The rest of my remarks I want to confine to the proposal for temporary redistribution. I am one of the 20 Members whose constituencies are to be divided at once, under Clause 2. Each of us, for the last five years or more, has represented about double the ordinary number of constituents; and, in some cases, three or four times the ordinary number. That is not only bad democracy, but also a very severe strain on the time, the energies, the petrol, and the pocket of the overburdened Member. We all welcome the prospect of early relief. While, however, we agree with the proposal of this temporary scheme, most of us think that it could be improved in one respect. We suggest that, where a municipal borough or district council is contained partly in one of the abnormal constituencies which are to be divided, and partly in a contiguous constituency which is not to be divided, the Boundary Commissioners should have discretion it would be entirely for their judgment in each case) to throw the contiguous constituency into the area to be divided, so that, where they found it to be convenient, the Parliamentary boundary might be made to coincide with the municipal one. No addition to the number of extra seats would be involved—that would remain 25. I believe this has been advocated already by my hon. Friend the Member for Nuneaton (Mr. Bowles), whose speech I was, unfortunately, unable to hear, and I would like to support what I understand he said.

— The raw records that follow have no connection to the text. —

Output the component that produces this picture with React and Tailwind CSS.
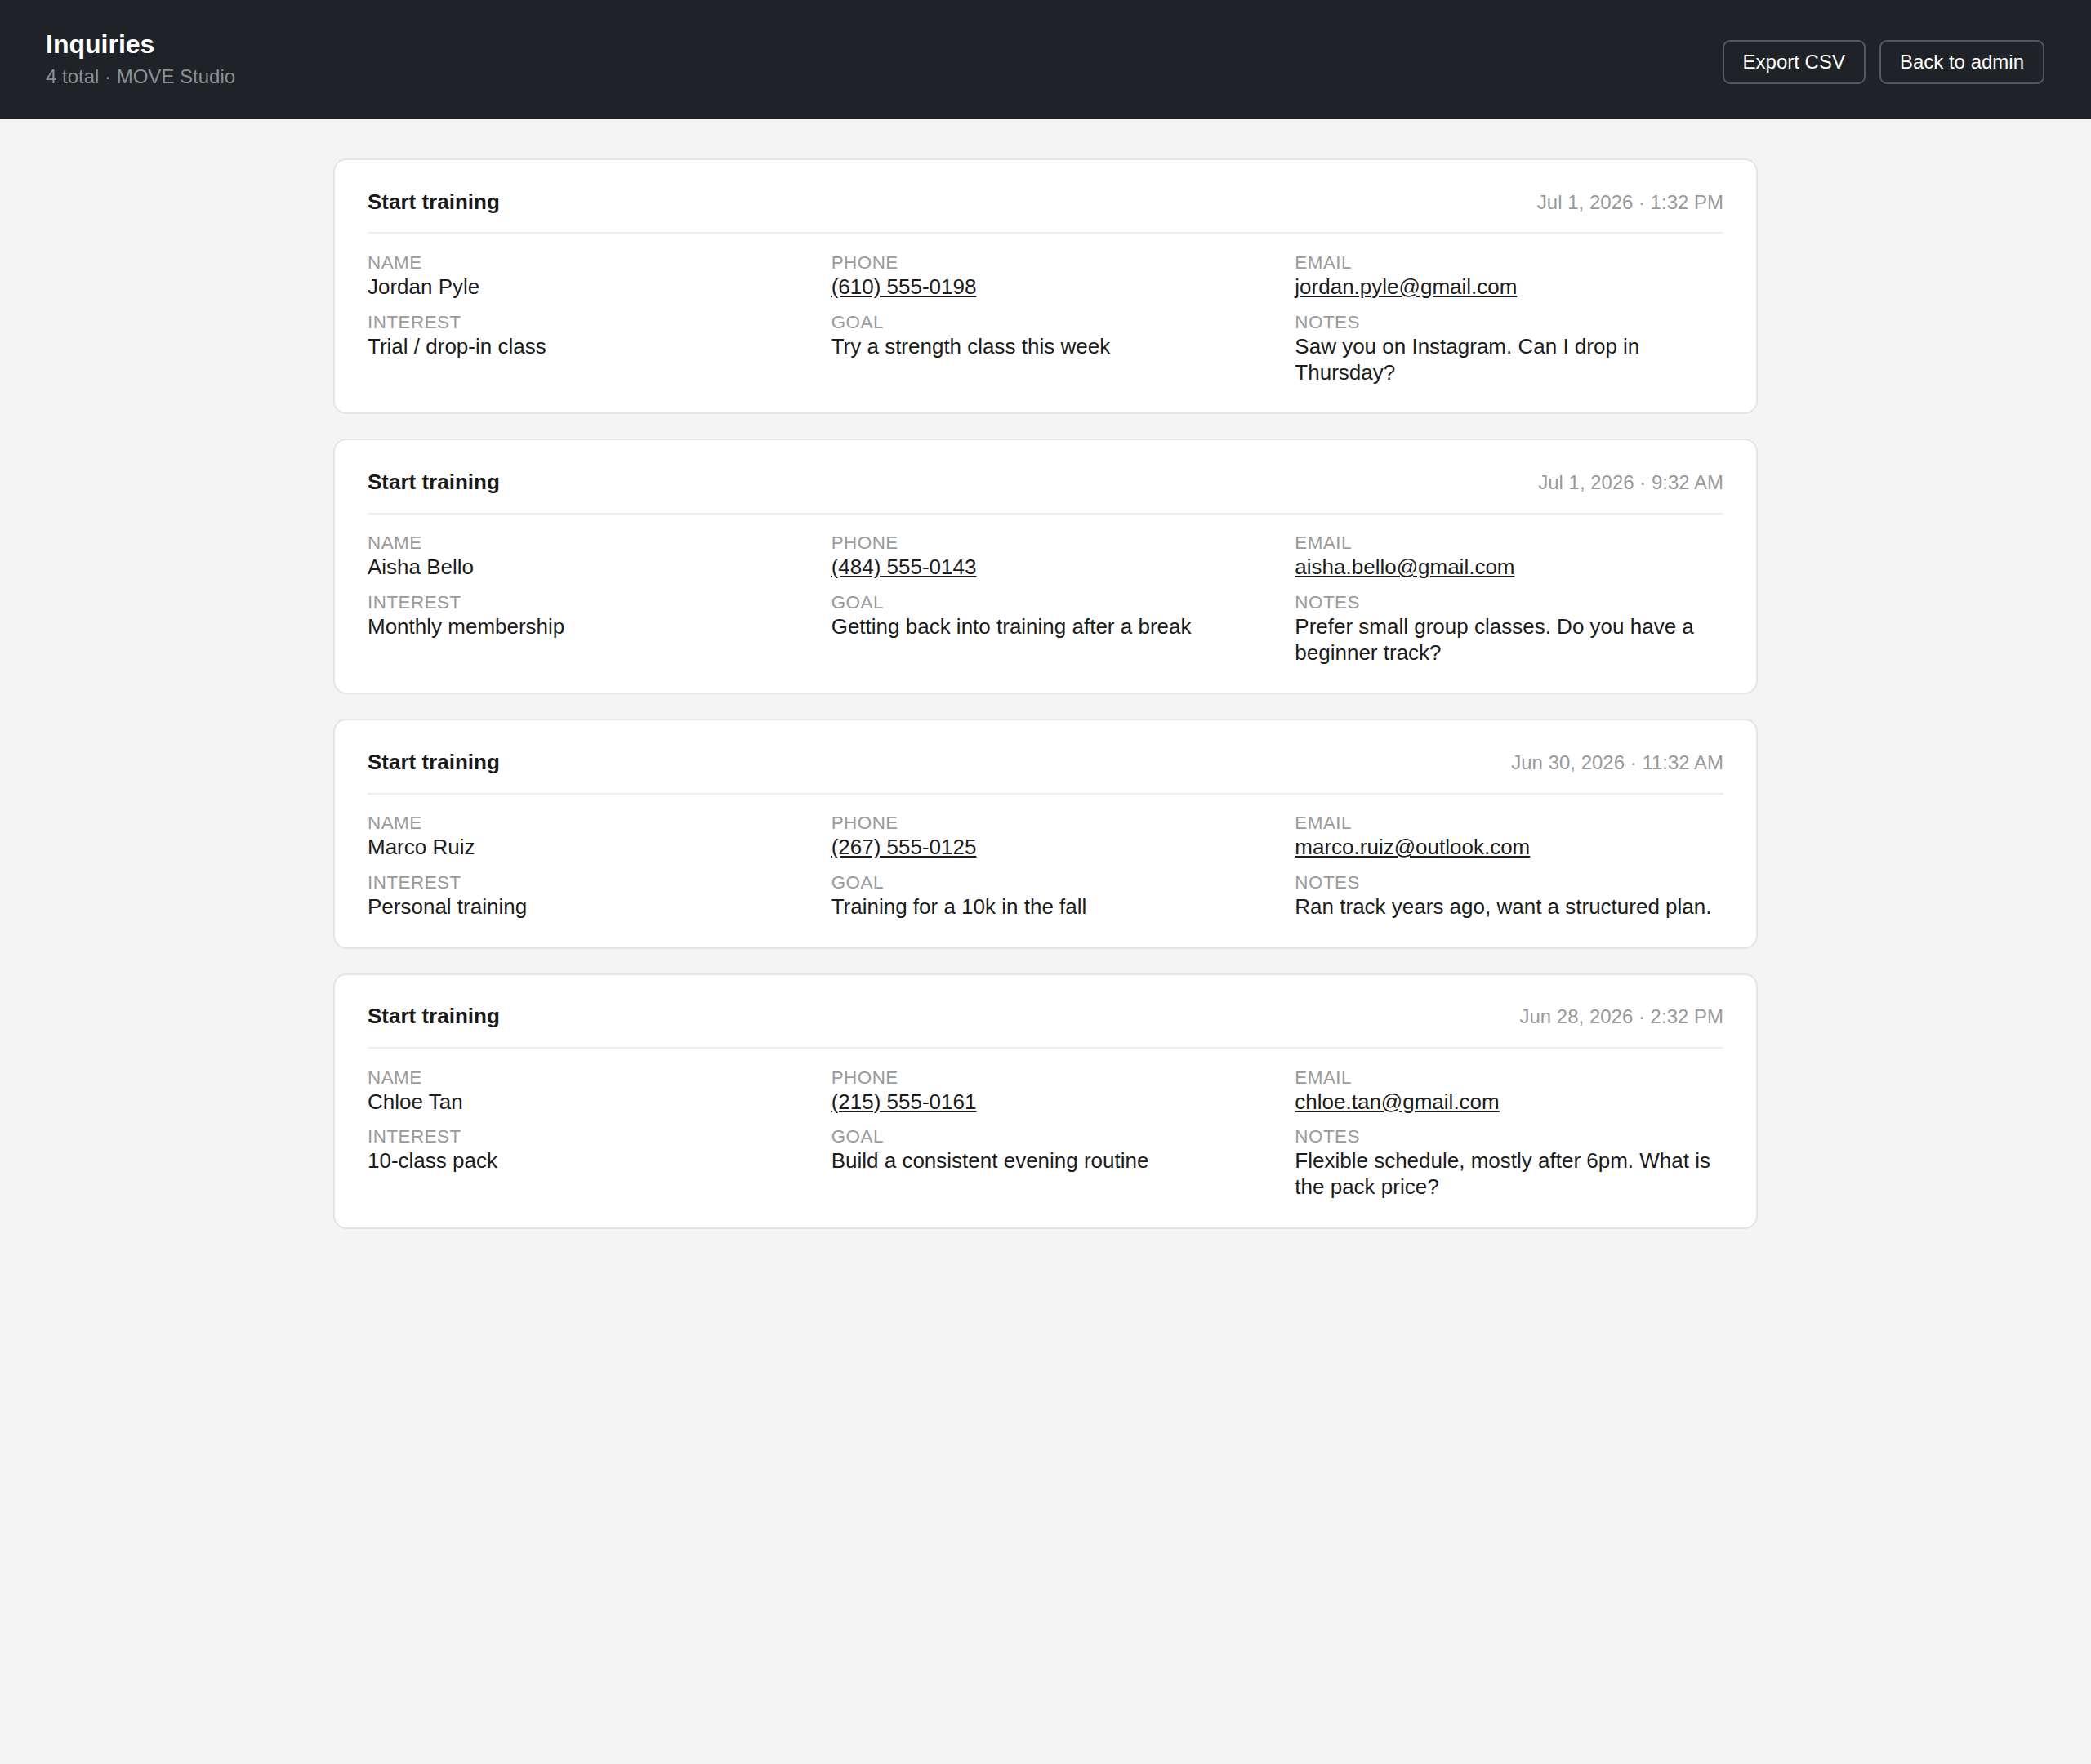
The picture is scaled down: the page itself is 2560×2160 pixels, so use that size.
import React from "react";

const inquiries = [
  {
    date: "Jul 1, 2026 · 1:32 PM",
    name: "Jordan Pyle",
    phone: "(610) 555-0198",
    email: "jordan.pyle@gmail.com",
    interest: "Trial / drop-in class",
    goal: "Try a strength class this week",
    notes: "Saw you on Instagram. Can I drop in Thursday?",
  },
  {
    date: "Jul 1, 2026 · 9:32 AM",
    name: "Aisha Bello",
    phone: "(484) 555-0143",
    email: "aisha.bello@gmail.com",
    interest: "Monthly membership",
    goal: "Getting back into training after a break",
    notes: "Prefer small group classes. Do you have a beginner track?",
  },
  {
    date: "Jun 30, 2026 · 11:32 AM",
    name: "Marco Ruiz",
    phone: "(267) 555-0125",
    email: "marco.ruiz@outlook.com",
    interest: "Personal training",
    goal: "Training for a 10k in the fall",
    notes: "Ran track years ago, want a structured plan.",
  },
  {
    date: "Jun 28, 2026 · 2:32 PM",
    name: "Chloe Tan",
    phone: "(215) 555-0161",
    email: "chloe.tan@gmail.com",
    interest: "10-class pack",
    goal: "Build a consistent evening routine",
    notes: "Flexible schedule, mostly after 6pm. What is the pack price?",
  },
];

function Field({ label, children }) {
  return (
    <div>
      <div className="text-[22.4px] leading-[26px] tracking-[0.5px] uppercase text-[#9a9a9a]">
        {label}
      </div>
      <div className="text-[26px] leading-[32px] text-[#1c1c1c]">{children}</div>
    </div>
  );
}

function InquiryCard({ item }) {
  return (
    <div className="bg-white border-2 border-[#e4e4e4] rounded-[16px] px-[40px] pt-[36.5px] pb-[33.5px]">
      {/* Cabecera de la tarjeta */}
      <div className="flex items-baseline justify-between pb-[22.5px] border-b-2 border-[#efefef]">
        <div className="text-[26px] leading-[29.4px] font-bold text-[#1a1a1a]">Start training</div>
        <div className="text-[24px] leading-[29.4px] text-[#999999]">{item.date}</div>
      </div>

      {/* Datos */}
      <div className="grid grid-cols-3 gap-x-[43px] gap-y-[14.8px] mt-[22.5px]">
        <Field label="Name">{item.name}</Field>
        <Field label="Phone">
          <a href="#" className="underline">{item.phone}</a>
        </Field>
        <Field label="Email">
          <a href="#" className="underline">{item.email}</a>
        </Field>
        <Field label="Interest">{item.interest}</Field>
        <Field label="Goal">{item.goal}</Field>
        <Field label="Notes">{item.notes}</Field>
      </div>
    </div>
  );
}

export default function App() {
  return (
    <div
      className="min-h-screen bg-[#f4f4f4]"
      style={{ fontFamily: '"Liberation Sans", Arial, sans-serif' }}
    >
      <header className="bg-[#1f2327] h-[146px] flex items-start justify-between pl-[56px] pr-[57px] pt-[36px]">
        <div>
          <h1 className="text-[32px] leading-[37px] font-bold text-white">Inquiries</h1>
          <div className="mt-[7px] text-[24px] leading-[28px] text-[#8d9094]">4 total · MOVE Studio</div>
        </div>
        <div className="flex gap-[17px] mt-[13px]">
          <button className="border-2 border-[#55595d] rounded-[9px] px-[23px] py-[11px] text-[24px] leading-[28px] text-white">
            Export CSV
          </button>
          <button className="border-2 border-[#55595d] rounded-[9px] px-[23px] py-[11px] text-[24px] leading-[28px] text-white">
            Back to admin
          </button>
        </div>
      </header>

      <main className="max-w-[1744px] mx-auto pt-[48px] pb-[48px] flex flex-col gap-[30px]">
        {inquiries.map((item) => (
          <InquiryCard key={item.email} item={item} />
        ))}
      </main>
    </div>
  );
}
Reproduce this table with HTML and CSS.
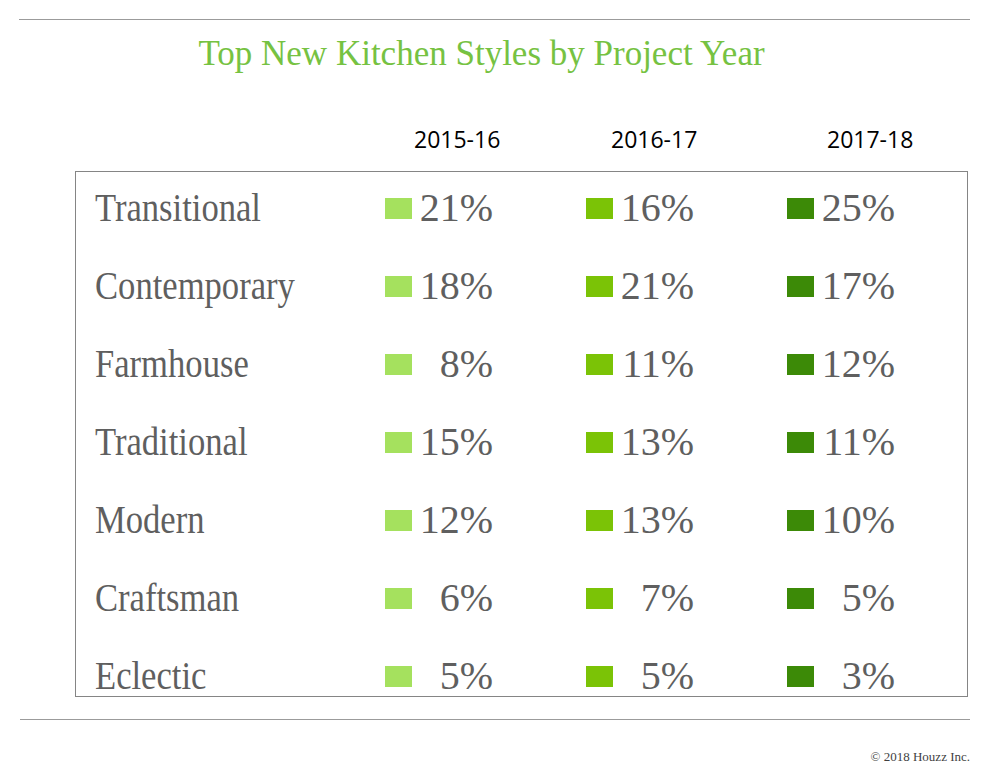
FILE: index.html
```html
<!DOCTYPE html>
<html lang="en">
<head>
<meta charset="utf-8">
<title>Top New Kitchen Styles by Project Year</title>
<link rel="stylesheet" href="styles.css">
</head>
<body>
<div class="page">
  <hr class="rule rule-top">
  <h1 class="title">Top New Kitchen Styles by Project Year</h1>
  <div class="years"><span>2015-16</span><span>2016-17</span><span>2017-18</span></div>
  <div class="table">
    <div class="row"><span class="label">Transitional</span><span class="cell"><i class="sw c1"></i><span class="pct">21%</span></span><span class="cell"><i class="sw c2"></i><span class="pct">16%</span></span><span class="cell"><i class="sw c3"></i><span class="pct">25%</span></span></div>
    <div class="row"><span class="label">Contemporary</span><span class="cell"><i class="sw c1"></i><span class="pct">18%</span></span><span class="cell"><i class="sw c2"></i><span class="pct">21%</span></span><span class="cell"><i class="sw c3"></i><span class="pct">17%</span></span></div>
    <div class="row"><span class="label">Farmhouse</span><span class="cell"><i class="sw c1"></i><span class="pct">8%</span></span><span class="cell"><i class="sw c2"></i><span class="pct">11%</span></span><span class="cell"><i class="sw c3"></i><span class="pct">12%</span></span></div>
    <div class="row"><span class="label">Traditional</span><span class="cell"><i class="sw c1"></i><span class="pct">15%</span></span><span class="cell"><i class="sw c2"></i><span class="pct">13%</span></span><span class="cell"><i class="sw c3"></i><span class="pct">11%</span></span></div>
    <div class="row"><span class="label">Modern</span><span class="cell"><i class="sw c1"></i><span class="pct">12%</span></span><span class="cell"><i class="sw c2"></i><span class="pct">13%</span></span><span class="cell"><i class="sw c3"></i><span class="pct">10%</span></span></div>
    <div class="row"><span class="label">Craftsman</span><span class="cell"><i class="sw c1"></i><span class="pct">6%</span></span><span class="cell"><i class="sw c2"></i><span class="pct">7%</span></span><span class="cell"><i class="sw c3"></i><span class="pct">5%</span></span></div>
    <div class="row"><span class="label">Eclectic</span><span class="cell"><i class="sw c1"></i><span class="pct">5%</span></span><span class="cell"><i class="sw c2"></i><span class="pct">5%</span></span><span class="cell"><i class="sw c3"></i><span class="pct">3%</span></span></div>
  </div>
  <hr class="rule rule-bottom">
  <div class="copy">© 2018 Houzz Inc.</div>
</div>
</body>
</html>
```

FILE: styles.css
```css
html, body {
  margin: 0;
  padding: 0;
  background: #ffffff;
}

.page {
  width: 990px;
  height: 780px;
  overflow: hidden;
}

.rule {
  border: 0;
  height: 1px;
  background: #9b9b9b;
  margin: 0;
}

.rule-top {
  margin: 19px 20px 0 19px;
}

.rule-bottom {
  margin: 22px 20px 0 20px;
}

.title {
  margin: 14px 0 0 0;
  padding-right: 27px;
  font-family: "Liberation Serif", "Times New Roman", serif;
  font-size: 35px;
  line-height: 40px;
  font-weight: normal;
  color: #76c242;
  text-align: center;
}

.years {
  display: grid;
  grid-template-columns: 197px 216px auto;
  padding-left: 414px;
  margin-top: 50px;
  font-family: "Open Sans", "Liberation Sans", sans-serif;
  font-size: 23px;
  line-height: 31px;
  font-weight: 500;
  color: #000000;
}

.table {
  margin: 16px 22px 0 75px;
  border: 1px solid #858585;
  height: 524px;
  display: grid;
  grid-template-rows: repeat(6, 78px) 56px;
}

.row {
  display: grid;
  grid-template-columns: 290px 201px 201px 201px;
  align-items: baseline;
  padding-left: 19px;
  line-height: 72px;
  font-family: "Liberation Serif", "Times New Roman", serif;
  color: #5f5f5f;
}

.label {
  display: inline-block;
  font-size: 40px;
  transform: scaleX(0.865);
  transform-origin: left center;
  white-space: nowrap;
}

.cell {
  font-size: 40px;
  white-space: nowrap;
}

.sw {
  display: inline-block;
  width: 27px;
  height: 21px;
  margin-bottom: 2px;
  vertical-align: baseline;
}

.c1 { background: #a5e15e; }
.c2 { background: #7bc306; }
.c3 { background: #3c8a07; }

.pct {
  display: inline-block;
  width: 81px;
  text-align: right;
}

.copy {
  margin-top: 29px;
  padding-right: 20px;
  text-align: right;
  font-family: "Liberation Serif", "Times New Roman", serif;
  font-size: 13px;
  line-height: 15px;
  color: #3f3f3f;
}
```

The advantage of making the Parliamentary boundary coincide, where possible, with the local government boundary has long been acknowledged, and it is acknowledged in this Bill. It is recognised in the permanent scheme for comprehensive redistribution. Rule 5 of the Third Schedule expressly gives directions to the Boundary Commissioners about that. It is also recognised even in the temporary scheme: paragraph (b) of Sub-section (1) of Clause 2 contains a provision that two or more contiguous abnormal constituencies may be treated as one for the purposes of sub-division. The object of that is, quite clearly, to enable the Boundary Commissioners to make the Parliamentary boundary coincide with the municipal one. I hope the House will consider giving discretion to the Boundary Commissioners to apply this principle a little more fully, in the way I have suggested.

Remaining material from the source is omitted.